• DATA EXTRACT
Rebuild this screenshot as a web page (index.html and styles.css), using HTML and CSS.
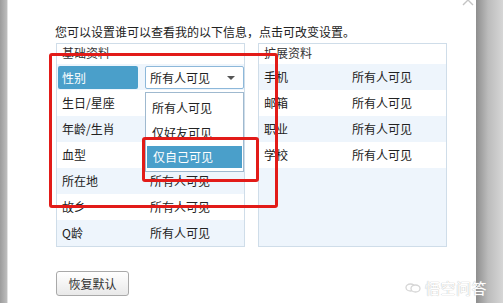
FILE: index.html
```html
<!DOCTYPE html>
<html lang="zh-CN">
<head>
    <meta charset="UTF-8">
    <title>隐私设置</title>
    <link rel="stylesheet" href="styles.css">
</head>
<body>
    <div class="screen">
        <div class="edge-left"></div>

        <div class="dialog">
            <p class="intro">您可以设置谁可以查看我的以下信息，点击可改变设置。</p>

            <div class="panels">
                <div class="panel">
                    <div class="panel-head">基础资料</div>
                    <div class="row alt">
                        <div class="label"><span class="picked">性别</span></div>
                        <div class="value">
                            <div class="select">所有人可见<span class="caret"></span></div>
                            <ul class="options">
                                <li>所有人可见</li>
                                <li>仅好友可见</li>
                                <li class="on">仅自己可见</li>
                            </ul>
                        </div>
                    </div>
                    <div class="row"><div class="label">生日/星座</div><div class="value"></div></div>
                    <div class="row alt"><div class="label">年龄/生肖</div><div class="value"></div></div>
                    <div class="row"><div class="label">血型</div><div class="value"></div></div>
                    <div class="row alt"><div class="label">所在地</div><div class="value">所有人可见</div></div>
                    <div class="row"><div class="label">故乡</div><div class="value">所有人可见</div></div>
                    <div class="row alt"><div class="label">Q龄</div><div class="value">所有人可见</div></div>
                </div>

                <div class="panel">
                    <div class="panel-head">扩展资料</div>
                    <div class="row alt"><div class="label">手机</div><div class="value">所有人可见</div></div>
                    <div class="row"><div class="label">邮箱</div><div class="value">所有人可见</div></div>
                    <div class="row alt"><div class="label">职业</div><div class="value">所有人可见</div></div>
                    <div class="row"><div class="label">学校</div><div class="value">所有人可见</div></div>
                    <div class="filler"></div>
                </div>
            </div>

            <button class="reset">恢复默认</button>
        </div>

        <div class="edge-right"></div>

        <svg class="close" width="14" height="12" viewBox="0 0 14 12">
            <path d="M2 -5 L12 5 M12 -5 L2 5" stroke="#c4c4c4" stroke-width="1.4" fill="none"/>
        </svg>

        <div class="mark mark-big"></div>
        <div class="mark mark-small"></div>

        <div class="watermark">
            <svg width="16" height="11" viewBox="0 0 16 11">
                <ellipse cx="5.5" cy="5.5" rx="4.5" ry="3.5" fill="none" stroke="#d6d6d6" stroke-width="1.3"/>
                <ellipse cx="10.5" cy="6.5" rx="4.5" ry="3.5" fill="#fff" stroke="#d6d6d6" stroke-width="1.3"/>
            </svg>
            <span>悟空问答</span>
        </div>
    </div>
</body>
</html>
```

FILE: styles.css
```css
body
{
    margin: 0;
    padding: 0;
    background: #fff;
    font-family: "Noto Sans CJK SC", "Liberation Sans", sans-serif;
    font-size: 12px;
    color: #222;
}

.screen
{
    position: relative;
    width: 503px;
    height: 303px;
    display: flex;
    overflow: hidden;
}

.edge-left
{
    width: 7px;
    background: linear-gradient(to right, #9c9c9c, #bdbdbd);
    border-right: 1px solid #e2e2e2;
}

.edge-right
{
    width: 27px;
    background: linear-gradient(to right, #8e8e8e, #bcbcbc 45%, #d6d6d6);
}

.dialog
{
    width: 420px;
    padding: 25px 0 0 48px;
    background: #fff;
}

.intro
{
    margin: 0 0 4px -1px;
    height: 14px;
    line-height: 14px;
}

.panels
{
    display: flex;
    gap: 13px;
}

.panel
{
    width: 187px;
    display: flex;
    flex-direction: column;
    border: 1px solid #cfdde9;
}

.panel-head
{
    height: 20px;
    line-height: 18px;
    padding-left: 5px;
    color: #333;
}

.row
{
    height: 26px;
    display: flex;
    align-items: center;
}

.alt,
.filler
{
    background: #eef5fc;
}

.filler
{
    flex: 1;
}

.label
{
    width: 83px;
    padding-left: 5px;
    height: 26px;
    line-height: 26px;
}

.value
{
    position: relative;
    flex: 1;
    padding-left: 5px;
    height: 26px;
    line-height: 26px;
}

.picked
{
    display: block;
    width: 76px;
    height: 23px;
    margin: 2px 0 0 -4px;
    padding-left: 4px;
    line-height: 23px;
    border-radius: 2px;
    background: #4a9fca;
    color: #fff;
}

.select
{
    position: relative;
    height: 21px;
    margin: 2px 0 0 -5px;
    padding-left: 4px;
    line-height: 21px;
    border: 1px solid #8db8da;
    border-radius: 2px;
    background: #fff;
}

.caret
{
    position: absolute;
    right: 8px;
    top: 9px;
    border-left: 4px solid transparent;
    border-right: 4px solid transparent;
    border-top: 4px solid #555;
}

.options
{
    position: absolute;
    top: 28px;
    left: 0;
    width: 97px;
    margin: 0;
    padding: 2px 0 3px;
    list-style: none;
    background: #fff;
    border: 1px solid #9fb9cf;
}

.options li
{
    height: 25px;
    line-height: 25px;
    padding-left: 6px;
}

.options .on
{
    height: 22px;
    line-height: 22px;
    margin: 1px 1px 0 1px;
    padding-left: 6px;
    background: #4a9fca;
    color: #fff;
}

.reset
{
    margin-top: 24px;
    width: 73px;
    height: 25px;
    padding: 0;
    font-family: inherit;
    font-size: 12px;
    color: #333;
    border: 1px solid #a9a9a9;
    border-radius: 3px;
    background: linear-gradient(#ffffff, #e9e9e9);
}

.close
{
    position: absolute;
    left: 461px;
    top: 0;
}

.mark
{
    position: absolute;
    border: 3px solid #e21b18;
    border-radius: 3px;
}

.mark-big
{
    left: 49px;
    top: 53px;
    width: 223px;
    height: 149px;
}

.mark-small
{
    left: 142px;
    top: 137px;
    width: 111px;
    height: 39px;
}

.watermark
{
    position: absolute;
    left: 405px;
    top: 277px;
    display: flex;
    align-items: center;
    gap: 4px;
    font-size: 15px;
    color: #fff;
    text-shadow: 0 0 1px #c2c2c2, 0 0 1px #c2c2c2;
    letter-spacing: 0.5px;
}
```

• STATED GOAL
Copy every line that includes the string "index" from the material above.

• RESULT OF THE TASK
Rebuild this screenshot as a web page (index.html and styles.css), using HTML and CSS.
FILE: index.html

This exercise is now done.